## DATA SUPPLIED
▬▬▬▬▬▬▬▬▬▬
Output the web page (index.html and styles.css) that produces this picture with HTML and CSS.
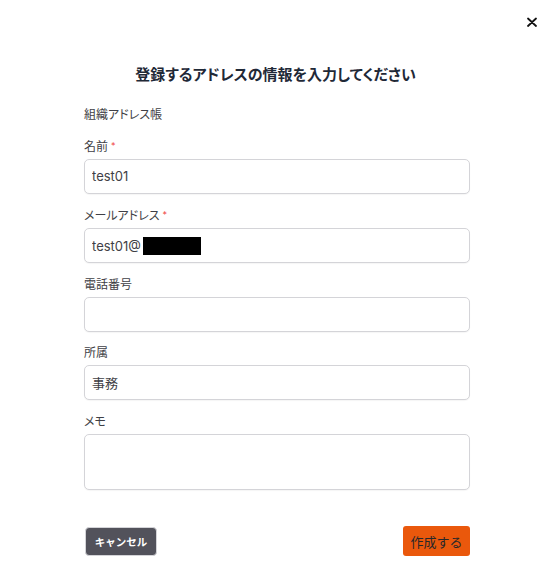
FILE: index.html
```html
<!DOCTYPE html>
<html lang="ja">
<head>
    <meta charset="UTF-8">
    <meta name="viewport" content="width=device-width, initial-scale=1.0">
    <title>アドレス登録</title>
    <link rel="stylesheet" href="styles.css">
</head>
<body>
    <div class="modal">
        <div class="modal-top">
            <button class="close-button" aria-label="閉じる">
                <svg width="10" height="10" viewBox="0 0 10 10">
                    <path d="M1 1.5 L9 9 M9 1.5 L1 9" stroke="#111" stroke-width="1.8" stroke-linecap="round"/>
                </svg>
            </button>
        </div>

        <h2 class="modal-title">登録するアドレスの情報を入力してください</h2>

        <form class="address-form">
            <div class="section-label">組織アドレス帳</div>

            <div class="field">
                <label for="name">名前<span class="required">*</span></label>
                <input type="text" id="name" value="test01">
            </div>

            <div class="field">
                <label for="email">メールアドレス<span class="required">*</span></label>
                <div class="input-wrap">
                    <input type="text" id="email" value="test01@">
                    <!-- redacted domain -->
                    <span class="redact"></span>
                </div>
            </div>

            <div class="field">
                <label for="phone">電話番号</label>
                <input type="text" id="phone">
            </div>

            <div class="field">
                <label for="dept">所属</label>
                <input type="text" id="dept" value="事務">
            </div>

            <div class="field">
                <label for="memo">メモ</label>
                <textarea id="memo"></textarea>
            </div>

            <div class="form-actions">
                <button type="button" class="cancel-button">キャンセル</button>
                <button type="button" class="submit-button">作成する</button>
            </div>
        </form>
    </div>
</body>
</html>
```

FILE: styles.css
```css
body {
    font-family: "Inter", "Noto Sans CJK JP", sans-serif;
    font-feature-settings: "palt";
    background-color: #fff;
    color: #3f3f46;
    margin: 0;
    padding: 0;
}

.modal {
    padding: 16px 14px 30px 0;
}

.modal-top {
    display: flex;
    justify-content: flex-end;
}

.close-button {
    background: none;
    border: none;
    padding: 0;
    width: 10px;
    height: 10px;
    margin-top: 1px;
    cursor: pointer;
    display: flex;
}

.modal-title {
    font-size: 15px;
    font-weight: bold;
    line-height: 24px;
    color: #1f2937;
    text-align: center;
    margin: 36px 0 19px 14px;
}

.address-form {
    width: 386px;
    margin-left: 84px;
    display: flex;
    flex-direction: column;
    gap: 12.5px;
}

.section-label,
.field label {
    font-size: 12px;
    line-height: 18px;
    color: #3f3f46;
}

.field {
    display: flex;
    flex-direction: column;
    gap: 3px;
}

.required {
    color: #ef4444;
    font-size: 9px;
    margin-left: 3px;
    vertical-align: 2px;
}

.field input,
.field textarea {
    box-sizing: border-box;
    width: 100%;
    height: 35px;
    padding: 0 7px;
    border: 1px solid #d4d4d8;
    border-radius: 5px;
    font-family: inherit;
    font-size: 13px;
    color: #3f3f46;
    background-color: #fff;
    box-shadow: 0 1px 1px rgba(0, 0, 0, 0.04);
}

.field textarea {
    height: 56px;
    resize: none;
}

.input-wrap {
    position: relative;
}

.redact {
    position: absolute;
    left: 59px;
    top: 9px;
    width: 58px;
    height: 18px;
    background-color: #000;
}

.form-actions {
    display: flex;
    justify-content: space-between;
    align-items: center;
    margin-top: 24px;
}

.cancel-button {
    background-color: #52525b;
    color: #fff;
    border: 1px solid #d4d4d8;
    border-radius: 4px;
    width: 72px;
    height: 29px;
    font-family: inherit;
    font-size: 10.5px;
    font-weight: bold;
    margin-left: 1px;
    cursor: pointer;
}

.submit-button {
    background-color: #ea580c;
    color: #27272a;
    border: none;
    border-radius: 3px;
    width: 67px;
    height: 30px;
    font-family: inherit;
    font-size: 13px;
    cursor: pointer;
}
```
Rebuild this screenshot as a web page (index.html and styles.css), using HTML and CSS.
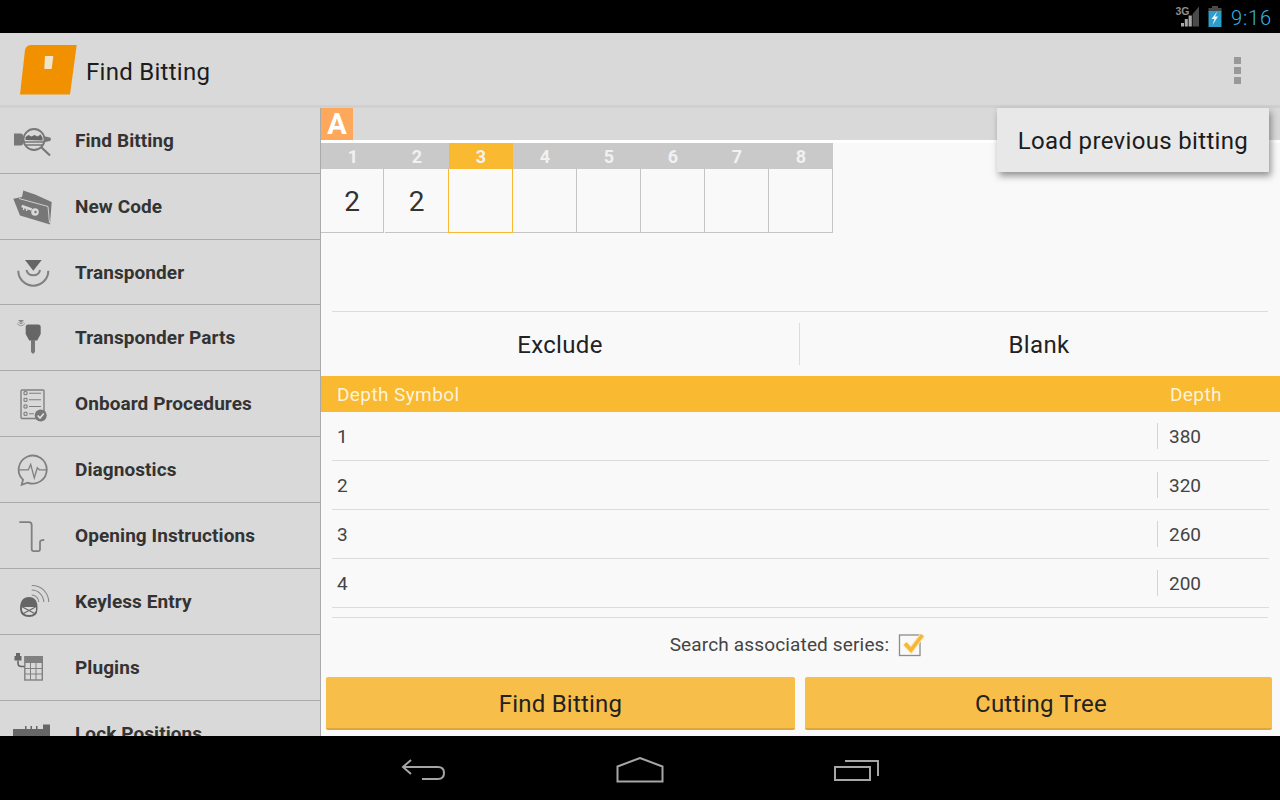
FILE: index.html
```html
<!DOCTYPE html>
<html lang="en">
<head>
<meta charset="utf-8">
<title>Find Bitting</title>
<link rel="stylesheet" href="styles.css">
</head>
<body>
<div class="app">
  <header class="status">
    <svg class="st-signal" width="26" height="22" viewBox="0 0 26 22">
      <text x="1.500" y="8.500" class="st-3g">3G</text>
      <path d="M7 20.500h3V17H7zM10.800 20.500h3v-7.500h-3zM14.600 20.500h3.200V9.500h-3.200z" fill="#a8a8a8"/>
      <path d="M18.600 20.500H25V.5L18.600 8z" fill="#4a4a4a"/>
    </svg>
    <svg class="st-batt" width="16" height="22" viewBox="0 0 16 22">
      <path d="M5 0h6v2H5zM1.500 2h13v4h-13z" fill="#4a4a4a"/>
      <path d="M1.500 5h13v16h-13z" fill="#2c9ecb"/>
      <path d="M10.500 5 4.500 13h3l-2 6 5.500-8.500H8z" fill="#e8f6fb"/>
    </svg>
    <span class="clock">9:16</span>
  </header>

  <div class="actionbar">
    <svg class="logo" width="58" height="50" viewBox="0 0 58 50">
      <path d="M12.700 0H57.700L51 49.500H1L6 5Q7 0 12.700 0z" fill="#f29100"/>
      <path d="M26 11h8.300l-1.600 13h-7.400z" fill="#f0e4cc"/>
    </svg>
    <h1 class="title">Find Bitting</h1>
    <div class="overflow"><i></i><i></i><i></i></div>
  </div>

  <div class="content">
    <nav class="sidebar">
      <div class="nav-item">
        <svg class="ni" viewBox="0 0 40 32" width="40" height="32"><path d="M1 8.500h7l2 1v10l-2 1H1z" fill="#777"/><path d="M30 11l7 1.500q2 1.500 0 3.500l-7 1.500z" fill="#777"/><circle cx="21" cy="14.500" r="10.500" fill="#d9d9d9" stroke="#777" stroke-width="1.800"/><path d="M12.500 15v-3l3-2 3 1.500 3-1.500 3 1.500 3-2 2 3v3z" fill="#666"/><path d="M11 17h20M12.500 20h17" stroke="#777" stroke-width="1.300"/><path d="M28.500 22.500l8.500 8" stroke="#777" stroke-width="2.200"/></svg>
        <span>Find Bitting</span>
      </div>
      <div class="nav-item">
        <svg class="ni" viewBox="0 0 40 36" width="40" height="36"><path d="M10.300 1.500 22 5.500 38.700 13 37 35.500 7 26.500.3 9.800 9 8z" fill="#777"/><path d="M6 9.500 35 17.500 36.500 34" fill="none" stroke="#d9d9d9" stroke-width=".9"/><path d="M8.700 17l10 3.500" stroke="#d9d9d9" stroke-width="2.400"/><circle cx="22" cy="23" r="3.800" fill="#d9d9d9"/><circle cx="22.500" cy="23" r="1.200" fill="#777"/><path d="M11 18l-.5 3M14 19l-.5 3" stroke="#d9d9d9" stroke-width="1.400"/></svg>
        <span>New Code</span>
      </div>
      <div class="nav-item nav-short">
        <svg class="ni" viewBox="0 0 40 32" width="40" height="32"><path d="M12 4h16.700l-8.400 10.700z" fill="#666"/><path d="M13.500 14a7 7 0 0 0 13.600 0M5.300 14.700a15 15 0 0 0 30 0" fill="none" stroke="#808080" stroke-width="2"/></svg>
        <span>Transponder</span>
      </div>
      <div class="nav-item">
        <svg class="ni" viewBox="0 0 40 36" width="40" height="36"><path d="M12.700 7q0-2.500 2.500-2.500h10q2.500 0 2.500 2.500v7l-3.500 6.500h-8l-3.500-6.500z" fill="#666"/><path d="M18 20h4v12l-2 2-2-2z" fill="#777"/><path d="M5 0h6L8 3z" fill="#888"/><path d="M5.500 2.500q2.500 2.500 5 0M4 3.500q4 4.500 8 0" fill="none" stroke="#888" stroke-width=".8"/></svg>
        <span>Transponder Parts</span>
      </div>
      <div class="nav-item">
        <svg class="ni" viewBox="0 0 40 36" width="40" height="36"><rect x="8" y="4" width="23" height="28.500" rx="1" fill="none" stroke="#808080" stroke-width="1.400"/><path d="M11 5.700h3v3h-3zM11 12.300h3v3h-3zM11 19h3v3h-3zM11 26.300h3v3h-3z" fill="none" stroke="#777"/><path d="M16 7.200h12M16 13.800h12M16 20.500h12M16 27.800h5" stroke="#808080" stroke-width="1.100"/><circle cx="27.700" cy="29.500" r="6" fill="#777"/><path d="M24.700 29.500l2.300 2.500 3.800-4.500" fill="none" stroke="#e4e4e4" stroke-width="1.500"/></svg>
        <span>Onboard Procedures</span>
      </div>
      <div class="nav-item">
        <svg class="ni" viewBox="0 0 40 34" width="40" height="34"><path d="M10 26.700A14 14 0 1 1 14.500 29.600L8.700 31.800z" fill="none" stroke="#808080" stroke-width="1.800"/><path d="M6.300 16.800h9l2.400-5.300 3.600 13.300 3-10 2 2h8" fill="none" stroke="#808080" stroke-width="1.300"/></svg>
        <span>Diagnostics</span>
      </div>
      <div class="nav-item">
        <svg class="ni" viewBox="0 0 40 34" width="40" height="34"><path d="M6.300 3.200H16q2.700 0 2.700 3.300v23.300q0 2.400 2 2.400h4.600q1.700 0 1.700-2.400v-6.600q0-2.400 4.300-2.400" fill="none" stroke="#808080" stroke-width="1.800"/></svg>
        <span>Opening Instructions</span>
      </div>
      <div class="nav-item">
        <svg class="ni" viewBox="0 0 40 34" width="40" height="34"><path d="M7 24q0-12 9-12t8.500 12q0 8-8.500 8t-9-8z" fill="#666"/><path d="M9 22h14v3q-1 5-7 5t-7-5z" fill="#dcdcdc"/><path d="M9.500 22l13 7M22.500 22l-13 7" stroke="#666" stroke-width="1.200"/><path d="M18.700 10a7 7 0 0 1 7 7M18.700 5a12 12 0 0 1 12 12M18.700 .5a16.500 16.500 0 0 1 17 16.500" fill="none" stroke="#888" stroke-width="1.100"/></svg>
        <span>Keyless Entry</span>
      </div>
      <div class="nav-item">
        <svg class="ni" viewBox="0 0 40 34" width="40" height="34"><rect x="11.800" y="5.700" width="17.500" height="23.300" fill="none" stroke="#808080" stroke-width="1.400"/><path d="M12 6h17v6H12z" fill="#808080"/><path d="M12 17.500h17M12 23h17M17.500 12v17M23 12v17" stroke="#808080" stroke-width="1"/><path d="M3 2h4v3h1.500v4.500h-7V5H3z" fill="#666"/><path d="M5 9.500V12q0 3.500 3.500 3.500h3" fill="none" stroke="#666" stroke-width="1.600"/></svg>
        <span>Plugins</span>
      </div>
      <div class="nav-item">
        <svg class="ni" viewBox="0 0 40 34" width="40" height="34"><path d="M0 12h12V9h1.500v3h4V9H19v3h4V9h1.500v3H30V7.500h7V32H0z" fill="#666"/></svg>
        <span>Lock Positions</span>
      </div>
    </nav>

    <main class="main">
      <div class="tabband"><span class="tab-a">A</span></div>
      <div class="cuts">
        <div class="cut"><div class="cut-h">1</div><div class="cut-v">2</div></div>
        <div class="cut"><div class="cut-h">2</div><div class="cut-v">2</div></div>
        <div class="cut cut-on"><div class="cut-h">3</div><div class="cut-v"></div></div>
        <div class="cut"><div class="cut-h">4</div><div class="cut-v"></div></div>
        <div class="cut"><div class="cut-h">5</div><div class="cut-v"></div></div>
        <div class="cut"><div class="cut-h">6</div><div class="cut-v"></div></div>
        <div class="cut"><div class="cut-h">7</div><div class="cut-v"></div></div>
        <div class="cut"><div class="cut-h">8</div><div class="cut-v"></div></div>
      </div>
      <div class="rule"></div>
      <div class="choice">
        <div class="choice-btn choice-first">Exclude</div>
        <div class="choice-btn choice-last">Blank</div>
      </div>
      <div class="thead"><span>Depth Symbol</span><span class="thead-d">Depth</span></div>
      <div class="trow"><span class="t-sym">1</span><span class="t-dep">380</span></div>
      <div class="trow"><span class="t-sym">2</span><span class="t-dep">320</span></div>
      <div class="trow"><span class="t-sym">3</span><span class="t-dep">260</span></div>
      <div class="trow"><span class="t-sym">4</span><span class="t-dep">200</span></div>
      <div class="search">
        <span>Search associated series:</span>
        <svg width="28" height="26" viewBox="0 0 28 26"><rect x="2.500" y="3" width="20.500" height="20.500" fill="#f9f9f9" stroke="#8c8c8c" stroke-width="1.300"/><path d="M8 11.500l6 6.500L25.500 3" fill="none" stroke="#fbe3ac" stroke-width="5.500"/><path d="M8 11.500l6 6.500L25.500 3" fill="none" stroke="#f7b733" stroke-width="3.500"/></svg>
      </div>
      <div class="actions">
        <button class="btn btn-first">Find Bitting</button>
        <button class="btn btn-second">Cutting Tree</button>
      </div>
    </main>
    <div class="popup">Load previous bitting</div>
  </div>

  <footer class="navbar">
    <svg width="46" height="24" viewBox="0 0 46 24"><path d="M11 2 3 9l8 7M3 9h35q6 0 6 6t-6 6H22" fill="none" stroke="#a6a6a6" stroke-width="2"/></svg>
    <svg width="48" height="26" viewBox="0 0 48 26"><path d="M1.500 9.500 24 1l22.500 8.500V24.500h-45z" fill="none" stroke="#a6a6a6" stroke-width="2"/></svg>
    <svg width="46" height="24" viewBox="0 0 46 24"><path d="M1 9h35v13H1z" fill="none" stroke="#a6a6a6" stroke-width="2"/><path d="M11 3h33v15" fill="none" stroke="#a6a6a6" stroke-width="2"/></svg>
  </footer>
</div>
</body>
</html>
```
FILE: styles.css
```css
* { box-sizing: border-box; }
html, body { margin: 0; height: 100%; overflow: hidden; }
body { font-family: Roboto, "Liberation Sans", sans-serif; color: #222; background: #000; }
.app { display: flex; flex-direction: column; width: 1280px; height: 800px; }

.status { flex: 0 0 33px; background: #000; display: flex; align-items: center; justify-content: flex-end; padding-right: 8px; }
.st-signal { margin-right: 7px; }
.st-3g { font: bold 10.500px "Liberation Sans", sans-serif; fill: #8f8f8f; }
.st-batt { margin-right: 8px; }
.clock { font-size: 20px; color: #33b5e5; letter-spacing: .9px; padding-top: 2px; font-weight: 300; }

.actionbar { flex: 0 0 75px; background: #d9d9d9; border-bottom: 3px solid #d0d0d0; display: flex; align-items: center; padding-left: 19px; }
.logo { margin-top: 2px; margin-right: 9px; }
.title { margin: 6px 0 0; font-size: 24px; font-weight: 400; color: #1c1c1c; letter-spacing: .28px; }
.overflow { margin-left: auto; margin-right: 39px; margin-top: 2px; display: flex; flex-direction: column; gap: 3px; }
.overflow i { display: block; width: 7px; height: 7px; background: #999; }

.content { flex: 1; display: flex; min-height: 0; position: relative; background: #f9f9f9; }

.sidebar { flex: 0 0 321px; background: #d9d9d9; border-right: 1px solid #aaa; overflow: hidden; }
.nav-item { height: 66px; display: flex; align-items: center; border-bottom: 1px solid #aaa; padding-left: 13px; font-size: 19px; font-weight: 700; color: #333; letter-spacing: .08px; }
.nav-short { height: 65px; }
.ni { flex: 0 0 40px; margin-right: 22px; }

.main { flex: 1; min-width: 0; display: flex; flex-direction: column; }
.tabband { flex: 0 0 35px; background: #d9d9d9; border-bottom: 3px solid #fff; }
.tab-a { display: block; width: 32px; height: 32px; background: #fda85a; color: #fff; font-size: 29px; font-weight: 700; line-height: 33px; text-align: center; }

.cuts { display: flex; flex: 0 0 90px; }
.cut { width: 64px; display: flex; flex-direction: column; }
.cut-h { height: 26px; background: #c9c9c9; color: #f1f1f1; font-size: 18px; font-weight: 700; text-align: center; line-height: 28px; }
.cut-v { height: 64px; border: 1px solid #c4c4c4; border-top: 0; border-left-width: 0; font-size: 28px; color: #333; text-align: center; line-height: 65px; }
.cut:first-child .cut-v { width: 63px; }
.cut-on .cut-h { background: #f9b931; }
.cut-on .cut-v { border: 1px solid #f9b931; border-top: 0; margin-left: -1px; }

.rule { flex: 0 0 1px; margin: 78px 12px 0 11px; background: #dcdcdc; }
.choice { flex: 0 0 64px; display: flex; padding-top: 11px; }
.choice-btn { height: 42px; padding-top: 2px; font-size: 24px; letter-spacing: .35px; color: #222; display: flex; align-items: center; justify-content: center; }
.choice-first { flex: 0 0 479px; border-right: 1px solid #dcdcdc; }
.choice-last { flex: 1; padding-right: 2px; }

.thead { flex: 0 0 36px; background: #f9b931; color: #fdf3dc; font-size: 19px; letter-spacing: .4px; display: flex; align-items: center; padding-left: 16px; }
.thead-d { margin-left: auto; width: 110px; }

.trow { flex: 0 0 49px; margin: 0 11px; border-bottom: 1px solid #dcdcdc; display: flex; align-items: center; font-size: 19px; color: #444; }
.t-sym { flex: 1; padding: 1px 0 0 5px; }
.t-dep { width: 111px; height: 26px; line-height: 26px; padding: 1px 0 0 11px; margin-right: 1px; border-left: 1px solid #d4d4d4; }

.search { flex: 0 0 54px; margin: 9px 12px 0 11px; border-top: 1px solid #dcdcdc; display: flex; align-items: center; justify-content: center; gap: 8px; font-size: 19px; letter-spacing: .15px; color: #444; padding-right: 5px; }

.actions { display: flex; gap: 10px; padding: 0 8px 0 5px; margin-top: 6px; }
.btn { flex: 1; height: 53px; border: 0; border-bottom: 2px solid #dfa63a; border-radius: 2px; background: #f8be4a; font: 400 24px Roboto, sans-serif; letter-spacing: .2px; color: #222; padding: 2px 0 0; }
.btn-first { flex: 0 0 469px; }
.btn-second { padding-left: 5px; }

.popup { position: absolute; top: 0; right: 11px; width: 272px; height: 64px; background: #e8e8e8; box-shadow: 2px 4px 7px rgba(60,60,60,.55); font-size: 24px; letter-spacing: .33px; padding-top: 2px; color: #1c1c1c; display: flex; align-items: center; justify-content: center; border-radius: 1px; }

.navbar { flex: 0 0 64px; background: #000; display: flex; align-items: center; justify-content: center; gap: 170px; padding-top: 4px; }
```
▬▬▬▬▬▬▬▬▬▬
Copy each line of the preceding data that contains the string "index".

Output the web page (index.html and styles.css) that produces this picture with HTML and CSS.
FILE: index.html
Rebuild this screenshot as a web page (index.html and styles.css), using HTML and CSS.
FILE: index.html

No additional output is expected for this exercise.